Wataniya, Kuwait’s No.2 telecom operator reported a slight drop in third-quarter profit on Thursday, missing analysts’ estimates as the company’s underperformance continued.
The firm, a subsidiary of Qatar’s Ooredoo, had reported declining profits in six of the preceding seven quarters and in March it appointed Abdulaziz Fakhroo as chief executive, its third CEO in less than a year.
Wataniya made a net profit of 15.34 million dinars ($54.43m) in the three months to September 30, down from 15.53m dinars in the year-earlier period, according to a statement to the Kuwaiti bourse.

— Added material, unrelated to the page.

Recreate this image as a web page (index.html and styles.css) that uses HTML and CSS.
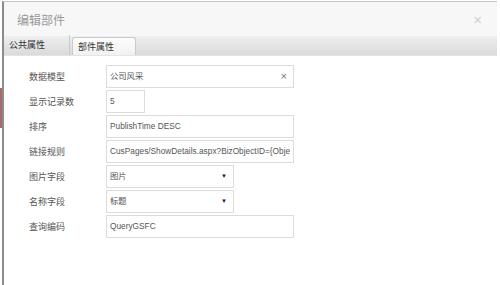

Analysts polled by Reuters on average forecast Wataniya would make a quarterly profit of 24m dinars.
Wataniya made a net profit of 57.7m dinars in the first nine months of 2013, down from 62.9m for the same period a year earlier.
The company did not state its revenue for the quarter or the nine-month period.
In Kuwait, Wataniya competes with Zain and Viva, an affiliate of Saudi Telecom, while it also has operations in Algeria, Tunisia, the Maldives, Saudi Arabia and the Palestinian Territories.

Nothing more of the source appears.